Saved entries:
════════════════════
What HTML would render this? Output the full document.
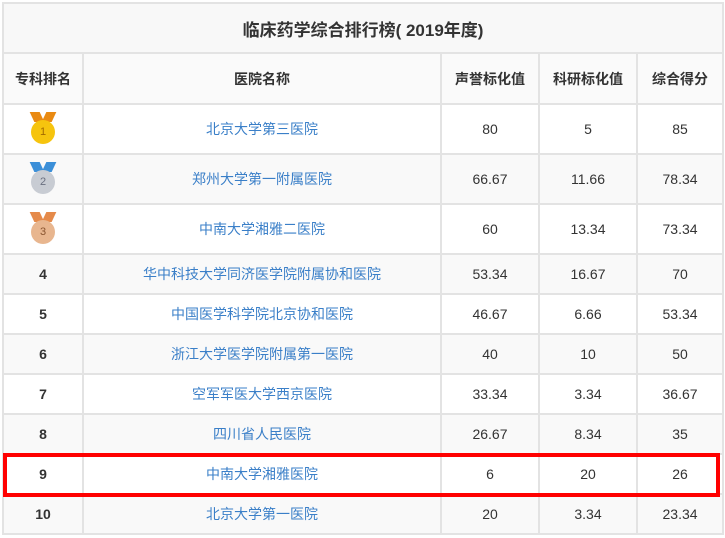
<!DOCTYPE html>
<html><head><meta charset="utf-8"><style>
body{margin:0;background:#fff;width:725px;height:538px;overflow:hidden;font-family:"Liberation Sans","Noto Sans CJK SC",sans-serif;}
table{position:absolute;left:2px;top:2px;border-collapse:collapse;width:720px;table-layout:fixed;}
td{border:2px solid #e3e3e3;text-align:center;font-size:14px;color:#333;padding:0;}
.t td{height:48px;font-size:17px;font-weight:bold;background:#f8f8f8;}
.h td{height:49px;font-weight:bold;background:#fafafa;}
.m td{height:48px;}
.r td{height:38px;}
tr.s td{background:#f9f9f9;}
a{color:#3a7fc8;text-decoration:none;}
.b{font-weight:bold;}
.med{display:inline-block;position:relative;width:28px;height:34px;vertical-align:middle;}
.med i{position:absolute;top:0;width:10px;height:10px;}
.med i.l{left:3px;transform:skewX(25deg);}
.med i.r2{right:3px;transform:skewX(-25deg);}
.med b{position:absolute;left:2px;top:8px;width:24px;height:24px;border-radius:50%;font-size:11px;font-weight:normal;line-height:24px;}
.red{position:absolute;left:3px;top:453px;width:709px;height:36px;border:4px solid #f00;}
</style></head><body>
<table>
<colgroup><col style="width:80px"><col style="width:358px"><col style="width:98px"><col style="width:98px"><col style="width:86px"></colgroup>
<tr class="t"><td colspan="5">临床药学综合排行榜( 2019年度)</td></tr>
<tr class="h"><td>专科排名</td><td>医院名称</td><td>声誉标化值</td><td>科研标化值</td><td>综合得分</td></tr>
<tr class="m"><td><span class="med"><i class="l" style="background:#e98a12"></i><i class="r2" style="background:#e98a12"></i><b style="background:#f6c40e;color:#a26a00">1</b></span></td><td><a>北京大学第三医院</a></td><td>80</td><td>5</td><td>85</td></tr>
<tr class="m s"><td><span class="med"><i class="l" style="background:#3b8fd8"></i><i class="r2" style="background:#3b8fd8"></i><b style="background:#c8ccd3;color:#6a7080">2</b></span></td><td><a>郑州大学第一附属医院</a></td><td>66.67</td><td>11.66</td><td>78.34</td></tr>
<tr class="m"><td><span class="med"><i class="l" style="background:#e58a4a"></i><i class="r2" style="background:#e58a4a"></i><b style="background:#e8b68f;color:#8a5530">3</b></span></td><td><a>中南大学湘雅二医院</a></td><td>60</td><td>13.34</td><td>73.34</td></tr>
<tr class="r s"><td class="b">4</td><td><a>华中科技大学同济医学院附属协和医院</a></td><td>53.34</td><td>16.67</td><td>70</td></tr>
<tr class="r"><td class="b">5</td><td><a>中国医学科学院北京协和医院</a></td><td>46.67</td><td>6.66</td><td>53.34</td></tr>
<tr class="r s"><td class="b">6</td><td><a>浙江大学医学院附属第一医院</a></td><td>40</td><td>10</td><td>50</td></tr>
<tr class="r"><td class="b">7</td><td><a>空军军医大学西京医院</a></td><td>33.34</td><td>3.34</td><td>36.67</td></tr>
<tr class="r s"><td class="b">8</td><td><a>四川省人民医院</a></td><td>26.67</td><td>8.34</td><td>35</td></tr>
<tr class="r"><td class="b">9</td><td><a>中南大学湘雅医院</a></td><td>6</td><td>20</td><td>26</td></tr>
<tr class="r s"><td class="b">10</td><td><a>北京大学第一医院</a></td><td>20</td><td>3.34</td><td>23.34</td></tr>
</table>
<div class="red"></div>
</body></html>
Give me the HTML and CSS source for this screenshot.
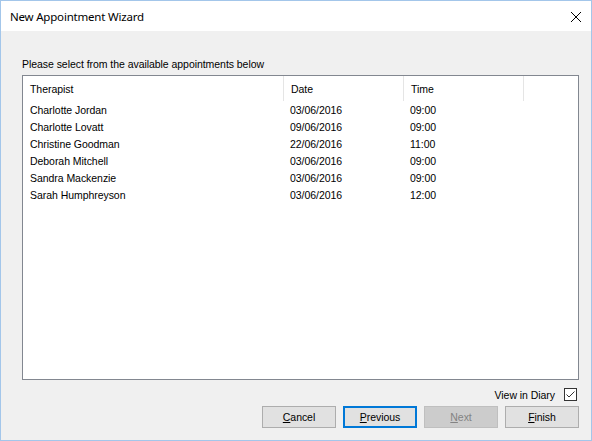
FILE: index.html
```html
<!DOCTYPE html>
<html>
<head>
<meta charset="utf-8">
<link rel="stylesheet" href="styles.css">
</head>
<body>
<div class="window">
  <div class="titlebar">
    <span class="title">New Appointment Wizard</span>
    <svg class="close" width="12" height="12" viewBox="0 0 12 12"><path d="M1 1 L11 11 M11 1 L1 11" stroke="#000" stroke-width="1" fill="none"/></svg>
  </div>
  <div class="content">
    <div class="label">Please select from the available appointments below</div>
    <div class="listbox">
      <div class="row header">
        <div class="col c1">Therapist</div>
        <div class="col c2">Date</div>
        <div class="col c3">Time</div>
        <div class="col c4"></div>
      </div>
      <div class="row"><div class="col c1">Charlotte Jordan</div><div class="col c2">03/06/2016</div><div class="col c3">09:00</div></div>
      <div class="row"><div class="col c1">Charlotte Lovatt</div><div class="col c2">09/06/2016</div><div class="col c3">09:00</div></div>
      <div class="row"><div class="col c1">Christine Goodman</div><div class="col c2">22/06/2016</div><div class="col c3">11:00</div></div>
      <div class="row"><div class="col c1">Deborah Mitchell</div><div class="col c2">03/06/2016</div><div class="col c3">09:00</div></div>
      <div class="row"><div class="col c1">Sandra Mackenzie</div><div class="col c2">03/06/2016</div><div class="col c3">09:00</div></div>
      <div class="row"><div class="col c1">Sarah Humphreyson</div><div class="col c2">03/06/2016</div><div class="col c3">12:00</div></div>
    </div>
    <div class="checkrow">
      <span>View in Diary</span>
      <span class="checkbox"><svg width="11" height="11" viewBox="0 0 11 11"><path d="M1.5 5.5 L4 8 L9.5 2.5" stroke="#333" stroke-width="1" fill="none"/></svg></span>
    </div>
    <div class="buttons">
      <button class="btn"><u>C</u>ancel</button>
      <button class="btn default"><u>P</u>revious</button>
      <button class="btn disabled"><u>N</u>ext</button>
      <button class="btn"><u>F</u>inish</button>
    </div>
  </div>
</div>
</body>
</html>
```

FILE: styles.css
```css
html, body {
  margin: 0;
  padding: 0;
}
body {
  width: 592px;
  height: 441px;
  overflow: hidden;
  font-family: "Liberation Sans", Arial, sans-serif;
  font-size: 10.5px;
  letter-spacing: -0.05px;
  color: #000;
}
.window {
  box-sizing: border-box;
  width: 592px;
  height: 441px;
  border: 1px solid #a3c6ea;
  display: flex;
  flex-direction: column;
  background: #f0f0f0;
}
.titlebar {
  height: 30px;
  background: #fff;
  display: flex;
  align-items: center;
  justify-content: space-between;
  padding: 0 9px 0 9px;
  flex: none;
}
.title {
  font-family: "Noto Sans", "Open Sans", sans-serif;
  font-size: 11.5px;
  letter-spacing: -0.2px;
}
.close {
  display: block;
  margin-top: 1px;
}
.content {
  flex: 1;
  display: flex;
  flex-direction: column;
  padding: 27px 12px 12px 21px;
}
.label {
  line-height: 13px;
  height: 13px;
  margin-bottom: 4px;
}
.listbox {
  flex: 1;
  background: #fff;
  border: 1px solid #828790;
}
.row {
  display: flex;
  height: 17px;
  line-height: 17px;
}
.row.header {
  height: 25px;
  line-height: 25px;
  margin-bottom: 1px;
}
.col {
  box-sizing: border-box;
  padding-left: 7px;
  white-space: nowrap;
}
.c1 { width: 260px; }
.c2 { width: 120px; }
.c3 { width: 120px; }
.header .col {
  border-right: 1px solid #e5e5e5;
  padding-top: 1px;
  line-height: 24px;
}
.header .c1 { width: 261px; }
.header .c4 { border-right: none; }
.checkrow {
  margin-top: 8px;
  height: 13px;
  display: flex;
  justify-content: flex-end;
  align-items: center;
  gap: 9px;
  padding-right: 2px;
}
.checkbox {
  box-sizing: border-box;
  width: 13px;
  height: 13px;
  border: 1px solid #333;
  background: #fff;
  display: flex;
}
.checkbox svg { display: block; }
.buttons {
  margin-top: 5px;
  display: flex;
  justify-content: flex-end;
  gap: 7px;
}
.btn {
  box-sizing: border-box;
  width: 74px;
  height: 22px;
  margin: 0;
  padding: 0;
  background: #e1e1e1;
  border: 1px solid #adadad;
  font-family: "Liberation Sans", Arial, sans-serif;
  font-size: 10.5px;
  letter-spacing: -0.05px;
  color: #000;
}
.btn.default {
  border: 2px solid #0078d7;
}
.btn.disabled {
  background: #cccccc;
  border-color: #bfbfbf;
  color: #838383;
}
```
════════════════════
Task description => Give the count of lines in the listing that hold the word "this", with no other text.

The output => 2